While many live poker players agree that once you fall to around 15-20 big blinds you are in the danger zone and basically need to make a move pretty soon, Cousineau feels comfortable grinding out a stack of just a handful of big blinds. “I don’t think that panic sets in until around six big blinds,” Cousineau said. “I am a little more lenient in being able to fold and not putting myself at risk until the last moment.”

He added that despite the streak of cashes without a bracelet growing longer with every summer he actually has become more conservative in recent years as play nears the money bubble. It comes back to him relishing his little piece of poker history, no matter how painful hitting the rail prematurely is.

According to Cousineau, his ultra-tight play prior to the money bubble probably has given him 20 extra in-the-money finishes over his poker career. Though, he admits, it might have cost him a few more final table appearances.
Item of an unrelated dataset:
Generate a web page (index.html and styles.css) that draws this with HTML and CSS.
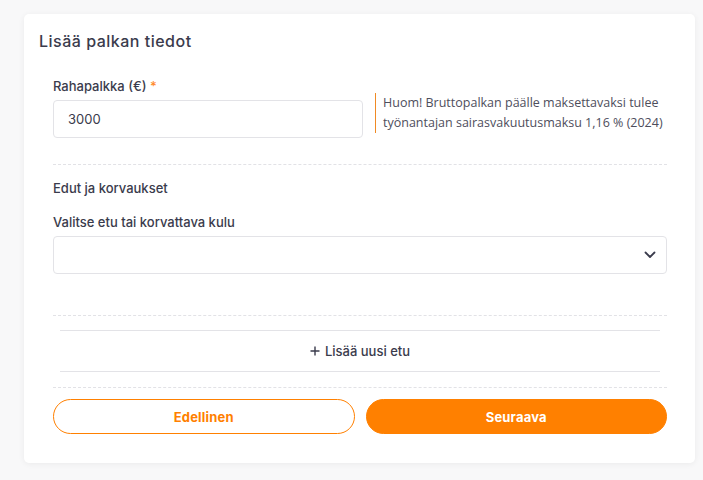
FILE: index.html
```html
<!DOCTYPE html>
<html lang="fi">
<head>
<meta charset="utf-8">
<title>Lisää palkan tiedot</title>
<link rel="stylesheet" href="styles.css">
</head>
<body>
<div class="card">
  <h2 class="title">Lisää palkan tiedot</h2>
  <div class="section">
    <div class="salary-row">
      <div class="field">
        <label class="label">Rahapalkka (€) <span class="req">*</span></label>
        <div class="input">3000</div>
      </div>
      <div class="info">Huom! Bruttopalkan päälle maksettavaksi tulee työnantajan sairasvakuutusmaksu 1,16 % (2024)</div>
    </div>
    <div class="divider"></div>
    <div class="subhead">Edut ja korvaukset</div>
    <label class="label label-select">Valitse etu tai korvattava kulu</label>
    <div class="input select">
      <svg class="chevron" width="12" height="8" viewBox="0 0 12 8"><path d="M1.5 1.5 L6 6 L10.5 1.5" fill="none" stroke="#3a3b4c" stroke-width="1.8" stroke-linecap="round" stroke-linejoin="round"/></svg>
    </div>
    <div class="divider divider-2"></div>
    <div class="add-wrap">
      <div class="add">
        <svg class="plus" width="10" height="10" viewBox="0 0 10 10"><path d="M5 0.5 V9.5 M0.5 5 H9.5" stroke="#3a3b4c" stroke-width="1.4"/></svg>
        <span>Lisää uusi etu</span>
      </div>
    </div>
    <div class="divider divider-3"></div>
    <div class="buttons">
      <button class="btn btn-outline">Edellinen</button>
      <button class="btn btn-primary">Seuraava</button>
    </div>
  </div>
</div>
</body>
</html>
```

FILE: styles.css
```css
* { box-sizing: border-box; }
html, body { margin: 0; padding: 0; }
body {
  background: #f8f8f9;
  font-family: Inter, "Noto Sans", "Liberation Sans", sans-serif;
  color: #3a3b4c;
  width: 703px;
  height: 480px;
  overflow: hidden;
  padding-top: 14px;
}
.card {
  margin-left: 24px;
  width: 671px;
  height: 449px;
  background: #fff;
  border-radius: 5px;
  box-shadow: 0 1px 6px rgba(0,0,0,0.06);
  padding: 17px 28px 0 15px;
}
.title {
  margin: 0;
  font-size: 16px;
  line-height: 20px;
  font-weight: 500;
  letter-spacing: 0.5px;
  color: #3a3b4c;
}
.section {
  padding-left: 14px;
  margin-top: 26px;
}
.salary-row {
  display: flex;
  align-items: flex-start;
}
.field { flex: 0 0 310px; }
.label {
  display: block;
  font-size: 13px;
  line-height: 18px;
  font-weight: 500;
  color: #3a3b4c;
}
.req { color: #ff8a2a; }
.input {
  margin-top: 5px;
  height: 38px;
  border: 1px solid #e3e3e7;
  border-radius: 4px;
  padding: 0 14px;
  display: flex;
  align-items: center;
  font-size: 13px;
  color: #3a3b4c;
}
.info {
  flex: 1;
  margin-left: 12px;
  margin-top: 16px;
  border-left: 1px solid #f08a24;
  padding-left: 7px;
  font-family: "Open Sans", "Noto Sans", sans-serif;
  font-size: 12.5px;
  line-height: 20px;
  color: #4e4e5c;
}
.divider {
  border-top: 1px dashed #e2e2e6;
  margin-top: 26px;
}
.subhead {
  margin-top: 14px;
  font-size: 13px;
  line-height: 18px;
  font-weight: 500;
}
.label-select { margin-top: 16px; }
.select {
  justify-content: flex-end;
  padding-right: 10px;
}
.divider-2 { margin-top: 41px; }
.add-wrap { padding: 14px 7px 0; }
.add {
  height: 42px;
  border-top: 1px solid #e3e3e7;
  border-bottom: 1px solid #e3e3e7;
  display: flex;
  align-items: center;
  justify-content: center;
  gap: 5px;
  font-size: 13px;
  font-weight: 500;
}
.divider-3 { margin-top: 15px; }
.buttons {
  margin-top: 11px;
  display: flex;
  gap: 11px;
}
.btn {
  flex: 1;
  height: 35px;
  border-radius: 18px;
  font-family: Inter, "Noto Sans", sans-serif;
  font-size: 13px;
  font-weight: 700;
  letter-spacing: 0.2px;
  cursor: pointer;
}
.btn-outline {
  background: #fff;
  border: 1px solid #ff8000;
  color: #ff8000;
}
.btn-primary {
  background: #ff8000;
  border: 1px solid #ff8000;
  color: #fff;
}
```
It’s a trade-off, but one that Cousineau doesn’t think about too often anymore. He said he is willing “to live and die” by his method of sneaking into the money.

“I have been able to stay in the game for more than 10 years and not have to get backing and do what a lot of players do,” he said. “Maybe that’s to my own peril, but it’s where I am comfortable. I try to teach some of my friends the benefits of the way I play, but I also try to learn the benefits of the things they do. It’s a constant evolution trying to improve. Currently, I’m happy with the way things are going.”